De todos os cultivos, um dos mais bem-sucedidos, segundo revelaram Allen e Nelson nos resultados da pesquisa, foi o de bananas. Assim, os confinados tiveram que usar essa fruta em diversas receitas. Eles chegaram a tentar produzir vinho a partir da banana, mas sem sucesso.
“Tivemos que tomar decisões importantes, porque alguns cultivos funcionavam muito melhor do que outros. Assim, acabávamos comendo um mesmo produto, como beterraba, em forma de sopa ou de salada”, disse Sally Silverstone em um dos documentários.
Mas os alimentos não foram o único recurso que começou a ficar escasso. Tanto os cientistas dentro da redoma quanto os pesquisadores do lado de fora perceberam um aumento nos níveis de dióxido de carbono e uma diminuição no oxigênio.
“Eu não conseguia terminar uma frase sem sentir falta de ar”, disse Nelson.

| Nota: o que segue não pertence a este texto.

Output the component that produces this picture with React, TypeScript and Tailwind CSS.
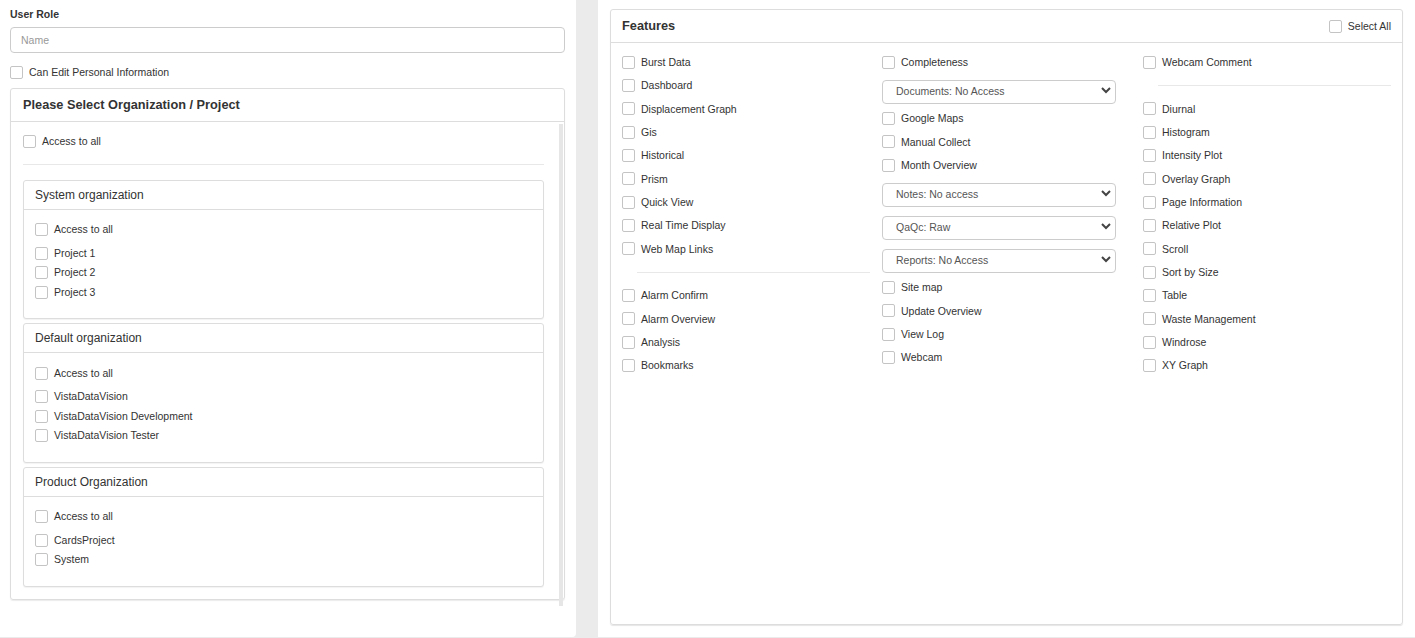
import { ReactNode } from "react";

type Item = string | { select: string } | "---";

const col1: Item[] = [
  "Burst Data",
  "Dashboard",
  "Displacement Graph",
  "Gis",
  "Historical",
  "Prism",
  "Quick View",
  "Real Time Display",
  "Web Map Links",
  "---",
  "Alarm Confirm",
  "Alarm Overview",
  "Analysis",
  "Bookmarks",
];

const col2: Item[] = [
  "Completeness",
  { select: "Documents: No Access" },
  "Google Maps",
  "Manual Collect",
  "Month Overview",
  { select: "Notes: No access" },
  { select: "QaQc: Raw" },
  { select: "Reports: No Access" },
  "Site map",
  "Update Overview",
  "View Log",
  "Webcam",
];

const col3: Item[] = [
  "Webcam Comment",
  "---",
  "Diurnal",
  "Histogram",
  "Intensity Plot",
  "Overlay Graph",
  "Page Information",
  "Relative Plot",
  "Scroll",
  "Sort by Size",
  "Table",
  "Waste Management",
  "Windrose",
  "XY Graph",
];

const orgs = [
  { name: "System organization", projects: ["Project 1", "Project 2", "Project 3"] },
  {
    name: "Default organization",
    projects: ["VistaDataVision", "VistaDataVision Development", "VistaDataVision Tester"],
  },
  { name: "Product Organization", projects: ["CardsProject", "System"] },
];

function Box() {
  return (
    <input
      type="checkbox"
      className="appearance-none shrink-0 w-[13px] h-[13px] border border-[#c4c4c4] rounded-[2px] bg-white m-0"
    />
  );
}

function Check({ label, className = "h-[23.33px]" }: { label: string; className?: string }) {
  return (
    <label className={`flex items-center gap-[6px] ${className}`}>
      <Box />
      <span className="text-[10.5px] text-[#333] leading-none">{label}</span>
    </label>
  );
}

function Select({ label }: { label: string }) {
  return (
    <div className="relative w-[234px] h-[24px] mt-[4.5px] mb-[4.5px]">
      <select className="appearance-none w-full h-full border border-[#ccc] rounded-[4px] bg-white pl-[13px] text-[10.5px] text-[#555] outline-none">
        <option>{label}</option>
      </select>
      <svg
        className="absolute right-[5px] top-[9px] pointer-events-none"
        width="10"
        height="7"
        viewBox="0 0 10 7"
      >
        <polyline points="1,1 5,5 9,1" fill="none" stroke="#444" strokeWidth="2" />
      </svg>
    </div>
  );
}

function Column({ items }: { items: Item[] }) {
  return (
    <div className="flex flex-col">
      {items.map((it, i) => {
        if (it === "---")
          return (
            <div key={i} className="h-[23.5px] flex items-center">
              <div className="ml-[15px] w-[233px] border-t border-[#e8e8e8]" />
            </div>
          );
        if (typeof it === "string") return <Check key={i} label={it} />;
        return <Select key={i} label={it.select} />;
      })}
    </div>
  );
}

function Card({ title, children }: { title: string; children: ReactNode }) {
  return (
    <div className="border border-[#ddd] rounded-[3px] bg-white shadow-[0_1px_1px_rgba(0,0,0,0.05)]">
      <div className="h-[29px] flex items-center px-[11px] border-b border-[#ddd] text-[12px] text-[#333]">
        {title}
      </div>
      {children}
    </div>
  );
}

export default function App() {
  return (
    <div className="flex h-[638px] w-[1415px] bg-[#ebebeb] font-['Liberation_Sans',Arial,sans-serif]">
      {/* left: user role + organizations */}
      <div className="w-[576px] h-[637px] bg-white rounded-br-[4px] pl-[10px] pr-[11px] pt-[8px]">
        <div className="h-[14px] flex items-center text-[10.5px] font-bold text-[#333]">User Role</div>
        <input
          placeholder="Name"
          className="mt-[5px] w-full h-[26px] border border-[#ccc] rounded-[4px] px-[10px] text-[10.5px] text-[#555] placeholder:text-[#999] outline-none"
        />
        <div className="mt-[12px]">
          <Check label="Can Edit Personal Information" className="h-[14px]" />
        </div>

        <div className="mt-[9px] h-[512px] border border-[#ddd] rounded-[3px] shadow-[0_1px_1px_rgba(0,0,0,0.08)] flex flex-col">
          <div className="h-[33px] shrink-0 flex items-center px-[12px] border-b border-[#ddd] text-[12.75px] font-bold text-[#333]">
            Please Select Organization / Project
          </div>
          <div className="relative flex-1 pl-[12px] pr-[20px] pt-[7.5px]">
            <Check label="Access to all" />
            <div className="h-[23px] flex items-center">
              <div className="w-full border-t border-[#e8e8e8]" />
            </div>
            <div className="mt-[4px] flex flex-col gap-[4px]">
              {orgs.map((o) => (
                <Card key={o.name} title={o.name}>
                  <div className="px-[11px] pt-[10px] pb-[16.5px]">
                    <Check label="Access to all" className="h-[19.5px]" />
                    <div className="mt-[4px]">
                      {o.projects.map((p) => (
                        <Check key={p} label={p} className="h-[19.5px]" />
                      ))}
                    </div>
                  </div>
                </Card>
              ))}
            </div>
            <div className="absolute right-[1px] top-[2px] -bottom-[7px] w-[4px] bg-[#e6e6e6]" />
          </div>
        </div>
      </div>

      {/* right: features */}
      <div className="ml-[22px] flex-1 h-[637px] bg-white px-[12px] pt-[9px]">
        <div className="h-[616px] border border-[#ddd] rounded-[3px] shadow-[0_1px_1px_rgba(0,0,0,0.1)]">
          <div className="h-[33px] flex items-center justify-between pl-[11px] pr-[11px] border-b border-[#ddd]">
            <span className="text-[12.75px] font-bold text-[#333]">Features</span>
            <Check label="Select All" className="h-[14px]" />
          </div>
          <div className="grid grid-cols-[260px_261px_1fr] pl-[11px] pr-[11px] pt-[7.5px]">
            <Column items={col1} />
            <Column items={col2} />
            <Column items={col3} />
          </div>
        </div>
      </div>
    </div>
  );
}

Os oito participantes saíram do confinamento no prazo de dois anos que havia sido estipulado, apesar das dificuldades ocorridas.
Getty Images via BBC
“Eu subia alguns degraus de escada e já precisava parar para tomar ar”, recorda Linda Leigh.

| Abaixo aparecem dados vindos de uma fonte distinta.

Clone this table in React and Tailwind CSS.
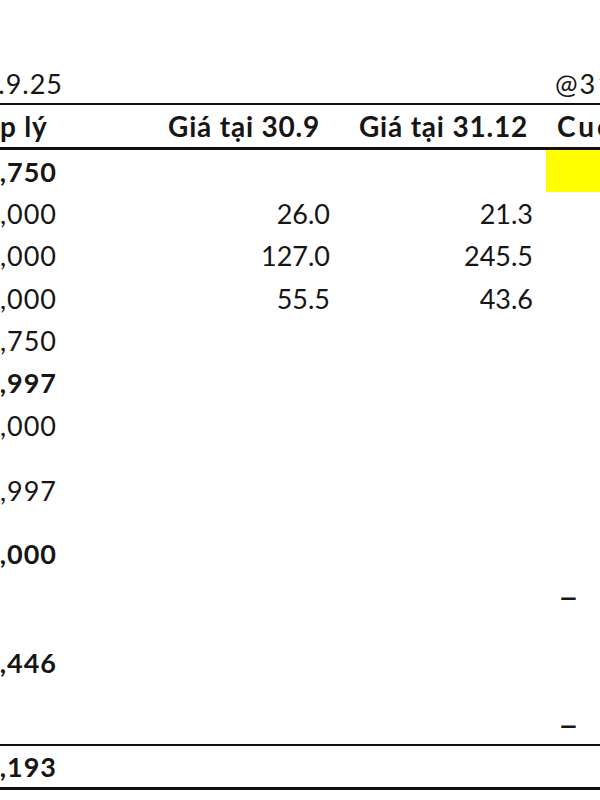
const rows = [
  { a: '125,750', bold: true, h: 'h-[42px]', yellow: true },
  { a: '14,000', b: '26.0', c: '21.3', h: 'h-[42px]' },
  { a: '82,000', b: '127.0', c: '245.5', h: 'h-[43px]' },
  { a: '28,000', b: '55.5', c: '43.6', h: 'h-[42px]' },
  { a: '1,750', h: 'h-[42px]' },
  { a: '102,997', bold: true, h: 'h-[43px]' },
  { a: '100,000', h: 'h-[42px]' },
  { a: '2,997', h: 'h-[88px]' },
  { a: '60,000', bold: true, h: 'h-[38px]' },
  { d: '–', h: 'h-[48px]' },
  { a: '41,446', bold: true, h: 'h-[84px]' },
  { d: '–', h: 'h-[40px]' },
];

function Row({ r }) {
  return (
    <div className={`grid grid-cols-[56px_284px_206px_54px] ${r.h} ${r.bold ? 'font-bold' : ''}`}>
      <div className="flex items-center justify-end whitespace-nowrap tracking-[1px] -mr-[1px]">{r.a}</div>
      <div className="flex items-center justify-end whitespace-nowrap pr-[10px]">{r.b}</div>
      <div className="flex items-center justify-end whitespace-nowrap pr-[13px]">{r.c}</div>
      <div className={`flex items-center pl-[12px] ${r.yellow ? 'bg-[#ffff00]' : ''}`}>
        {r.d && <span className="text-[36px] leading-none">{r.d}</span>}
      </div>
    </div>
  );
}

export default function App() {
  return (
    <div className="w-[600px] h-[800px] overflow-hidden bg-white text-[#161616] font-['Lato','Liberation_Sans',sans-serif] text-[27px] leading-none">
      <div className="h-[64px]" />
      <div className="grid grid-cols-[62px_484px_54px] h-[39px]">
        <div className="flex items-center justify-end whitespace-nowrap tracking-[1px] -mr-[1px]">30.9.25</div>
        <div />
        <div className="flex items-center pl-[9px] whitespace-nowrap tracking-[2px]">@31.12.25</div>
      </div>
      <div className="border-t-2 border-b-[3px] border-[#111]">
        <div className="grid grid-cols-[56px_284px_206px_54px] h-[42px] font-bold text-[28px] tracking-[0.8px]">
          <div className="flex items-center whitespace-nowrap">p lý</div>
          <div className="flex items-center justify-end whitespace-nowrap pr-[20px]">Giá tại 30.9</div>
          <div className="flex items-center justify-end whitespace-nowrap pr-[18px]">Giá tại 31.12</div>
          <div className="flex items-center pl-[11px] whitespace-nowrap tracking-[3px]">Cuối kỳ</div>
        </div>
      </div>
      {rows.map((r, i) => (
        <Row key={i} r={r} />
      ))}
      <div className="border-t-2 border-b-[3px] border-[#111]">
        <Row r={{ a: '301,193', bold: true, h: 'h-[41px]' }} />
      </div>
    </div>
  );
}
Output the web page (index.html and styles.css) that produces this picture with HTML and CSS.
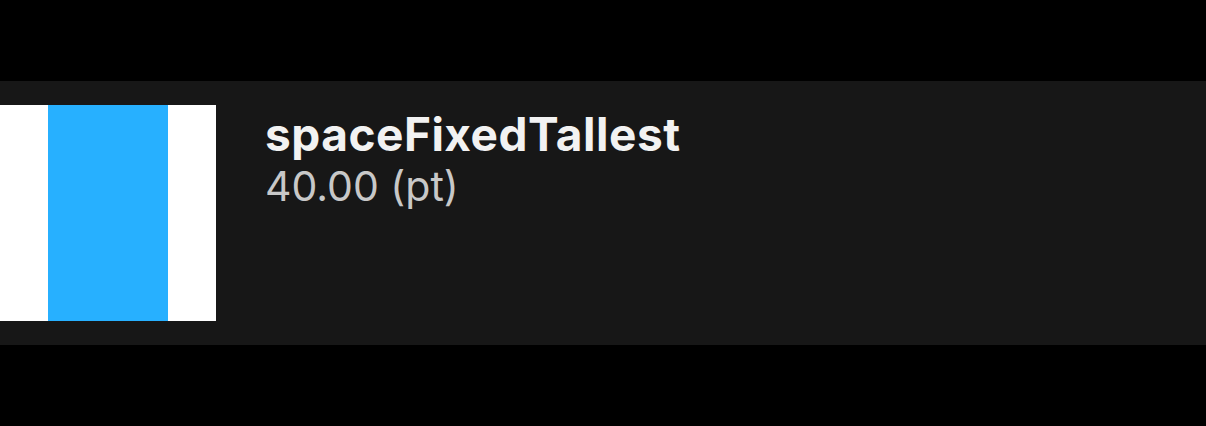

A falta de alimentos fez que os “biosferanos” perdessem peso e, com o baixo nível de oxigênio, estivessem expostos a riscos de dano cerebral.
“Respirávamos o ar do outro, estávamos sufocados e mortos de fome”, disse Leigh.
“Estar brigando, além disso, não ajudava em conseguirmos atingir o objetivo pelo qual havíamos nos confinado”, lamenta Nelson.
A experiência estava desmoronando e a ideia original de sobreviver dois anos somente com o que havia dentro da Biosfera 2 não funcionou. Eles se virm obrigados a trazer, de fora, extratores de dióxido de carbono, bombas de oxigênio e alimentos.
A imprensa classificou o projeto como um fracasso.
Sem confinamentos
Apesar da necessidade de obter ajuda externa, sem autossuficiência completa, o projeto conseguiu seguir por dois anos, que era o prazo de duração estipulado originalmente.
O complexo pertence hoje à Universidade do Arizona e virou um centro de pesquisas.
Getty Images via BBC
Em 1994, uma segunda expedição voltou ao interior da Biosfera 2, mas foi cancelada antes do fim da missão.
Hoje, a Biosfera 2 pertence à Universidade do Arizona e serve como centro de pesquisas sobre ecossistemas da Terra.
Quase três décadas depois, já não há mais experiências de confinamentos no domo gigante de cristal.